As she gasses up her four-cylinder Honda Accord at the corner Mobil station here, seamstress Miriam Pulaski gazes at the price board and sighs.
It tells her that a gallon of regular unleaded gas costs $1.43.
"That price isn't bad for a small car in California," says the Yosemite-bound mother of three. "But we're going on vacation in our gas-guzzling SUV [sport-utility vehicle]. We don't know how far we're going to be able to go on our budget."
For other families who are already gunning the engines for Memorial Day weekend and vacations beyond, the unknown of gasoline prices has become more than a passing consideration in the wake of volatile fluctuations in recent months.
After hitting the lowest prices in history - adjusted for inflation - in February, gasoline costs made historic leaps in many regions. While they were just under $1 on average countrywide three months ago, they now average $1.24 - up 5.7 cents per gallon over last year.
Industry analysts say the worst of the price surge is over but are unwilling to assure motorists it won't go higher. Such predictions depend partly on demand, which is up nearly 3 percent over last year. That's usually a signal prices will go up. A burgeoning economy with record low unemployment is expected to increase demand still further.
Because of this, most experts predict prices will either remain at current increases over last year or move even higher.
"There are more than the usual factors coming into play this year, which means we can't give assurances one way or another," says Mitch Fuqua, oil industry analyst for the American Automobile Association. "The best we can say for now is if [prices] do go up, it won't be significant."
The other variable that is hard to predict, for now, is supply.
Faced with a huge worldwide glut of oil early in the year, OPEC producers dramatically cut production to boost prices.
Near the same time, four California refineries - which produce the cleaner, more expensive gas mandated here - had fires or other mishaps that caused production to plummet and prices to surge.
In some communities, prices rose to as much as $2 per gallon. Demonstrations ensued in several California cities as irate motorists cajoled politicians to launch formal investigations into price gouging.
But both the OPEC cut and the refinery fires have caused caution among those trying to forecast trends. The California energy commission says the state's 18 refineries are producing 8 to 10 percent less than normal because of the outages. Unwilling to predict when they will return to full capacity, most experts say the general curve for prices is up for the year.
"Any way you look at it, it's a tough call, but with demand increasing and supplies unknown, we will ultimately be seeing still higher prices sometime this year," says Fred Leuffer, oil industry analyst for Bear Stearns & Co. in New York.
But beside the minimal increase during the past year, dramatic regional differences could burn families such as the Pulaskis, depending on where they travel.
The price for regular, self-serve gas in states such Georgia, Arkansas, and Mississippi now averages $1.06 - compared with $1.34 per gallon in the West. That means about $340 difference for a trip of 1,000 miles - say, New Orleans to Nashville and back or Los Angeles to San Francisco and back.

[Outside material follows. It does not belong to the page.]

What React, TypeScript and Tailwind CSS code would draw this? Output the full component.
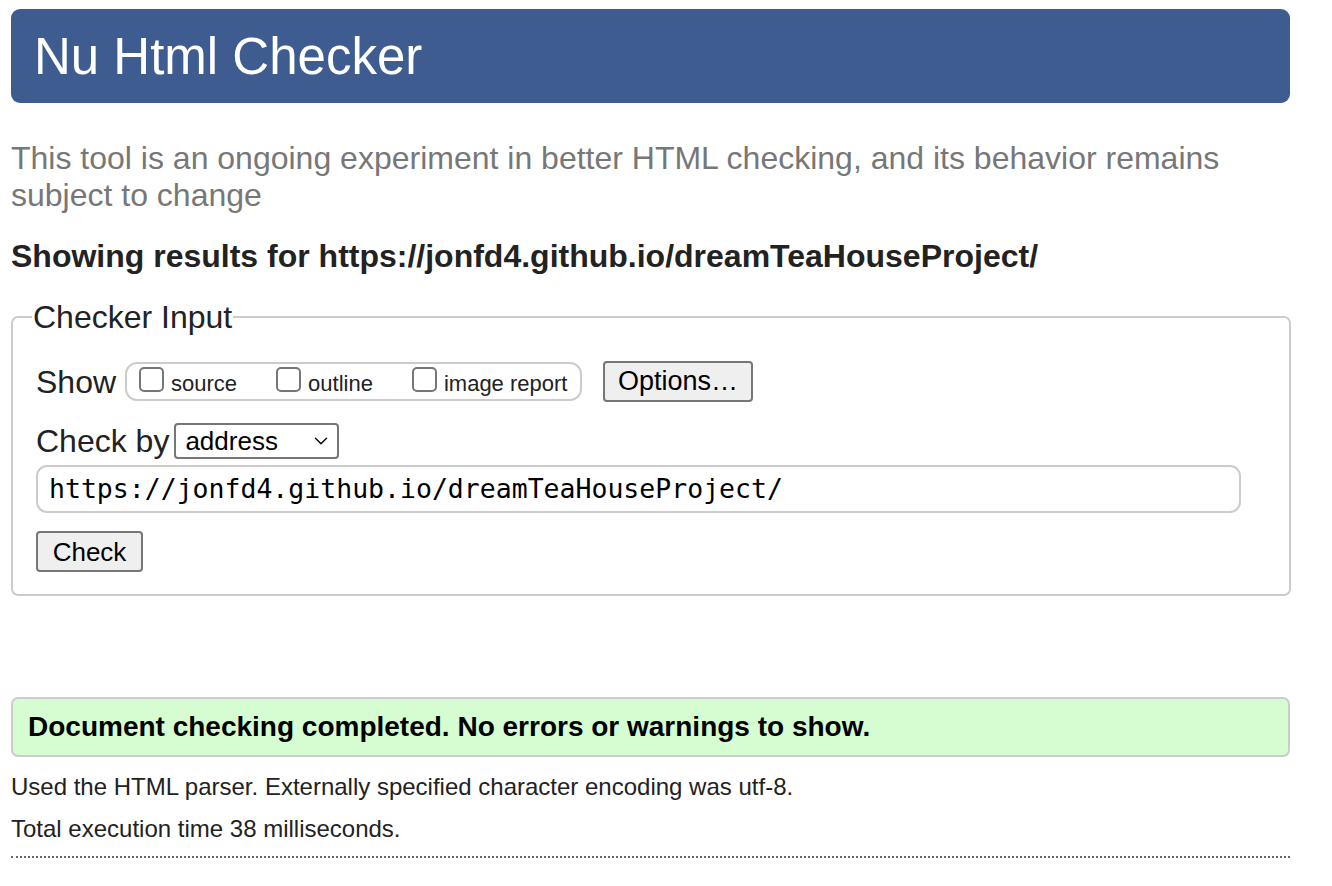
import { ChevronDown } from "lucide-react";

const sans = "font-['Liberation_Sans',Arial,sans-serif]";

function Box({ label }: { label: string }) {
  return (
    <label className="flex items-end gap-[7px]">
      <span className="h-[25px] w-[25px] rounded-[5px] border-2 border-[#767676] bg-white" />
      <span className="-mb-[3px] text-[22px] leading-none text-[#222]">{label}</span>
    </label>
  );
}

export default function App() {
  return (
    <div className={`${sans} min-h-[886px] w-[1332px] bg-white px-[11px] pt-[9px] text-[#222]`}>
      <header className="flex h-[94px] w-[1279px] items-center rounded-[9px] bg-[#3e5c90] pl-[23px]">
        <h1 className="text-[51px] leading-none text-white">Nu Html Checker</h1>
      </header>

      <p className="mt-[37px] w-[1279px] text-[32px] leading-[37px] text-[#777]">
        This tool is an ongoing experiment in better HTML checking, and its behavior remains
        subject to change
      </p>

      <h2 className="mt-[24px] text-[32px] font-bold leading-[37px] text-[#222]">
        Showing results for https://jonfd4.github.io/dreamTeaHouseProject/
      </h2>

      <fieldset className="mt-[26px] w-[1279px] rounded-[7px] border-2 border-[#ccc] pb-[22px] pl-[23px] pr-[48px]">
        <legend className="-ml-[4px] px-[1px] text-[32px] leading-[32px]">Checker Input</legend>

        <div className="mt-[28px] flex items-center">
          <span className="text-[32px] leading-none">Show</span>
          <div className="ml-[9px] flex h-[39px] w-[457px] items-center gap-[39px] rounded-[12px] border-2 border-[#ccc] pb-[4px] pl-[12px]">
            <Box label="source" />
            <Box label="outline" />
            <Box label="image report" />
          </div>
          <button className="ml-[21px] h-[41px] w-[150px] rounded-[4px] border-2 border-[#767676] bg-[#efefef] text-[27px] leading-none text-black">
            Options…
          </button>
        </div>

        <div className="mt-[21px] flex items-center">
          <span className="text-[32px] leading-none">Check by</span>
          <div className="ml-[5px] flex h-[36px] w-[165px] items-center justify-between rounded-[4px] border-2 border-[#767676] bg-white pl-[9px] pr-[5px]">
            <span className="text-[26px] leading-none text-black">address</span>
            <ChevronDown className="h-[22px] w-[22px] text-black" strokeWidth={1.5} />
          </div>
        </div>

        <div className="mt-[6px] flex h-[48px] w-[1205px] items-center rounded-[11px] border-2 border-[#ccc] pl-[11px] font-['DejaVu_Sans_Mono',monospace] text-[26.5px] text-black">
          https://jonfd4.github.io/dreamTeaHouseProject/
        </div>

        <button className="mt-[18px] h-[41px] w-[107px] rounded-[4px] border-2 border-[#767676] bg-[#efefef] text-[26px] leading-none text-black">
          Check
        </button>
      </fieldset>

      <div className="mt-[101px] flex h-[60px] w-[1279px] items-center rounded-[7px] border-2 border-[#ccc] bg-[#d6fcd1] pl-[15px]">
        <span className="text-[28px] font-bold leading-none text-black">
          Document checking completed. No errors or warnings to show.
        </span>
      </div>

      <p className="mt-[18px] text-[24px] leading-[24px]">
        Used the HTML parser. Externally specified character encoding was utf-8.
      </p>
      <p className="mt-[18px] text-[24px] leading-[24px]">Total execution time 38 milliseconds.</p>

      <div className="mt-[15px] w-[1279px] border-t-2 border-dotted border-[#666]" />
    </div>
  );
}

"For us, that's a couple of nights in a nice hotel or a new TV set," says Mrs. Pulaski. "Sometimes I wished I lived in Arkansas."
If enough potential travelers choose the TV over hitting the road, prices could drop, but that is not likely, say most analysts.
"The long price crash of last December is over," says gas-price expert Trilby Lundberg, publisher of the Lundberg Survey. "With a good economy keeping demand high, combined with higher crude-oil prices from OPEC, gas prices are likely to continue rising. I see another summer of record demand approaching."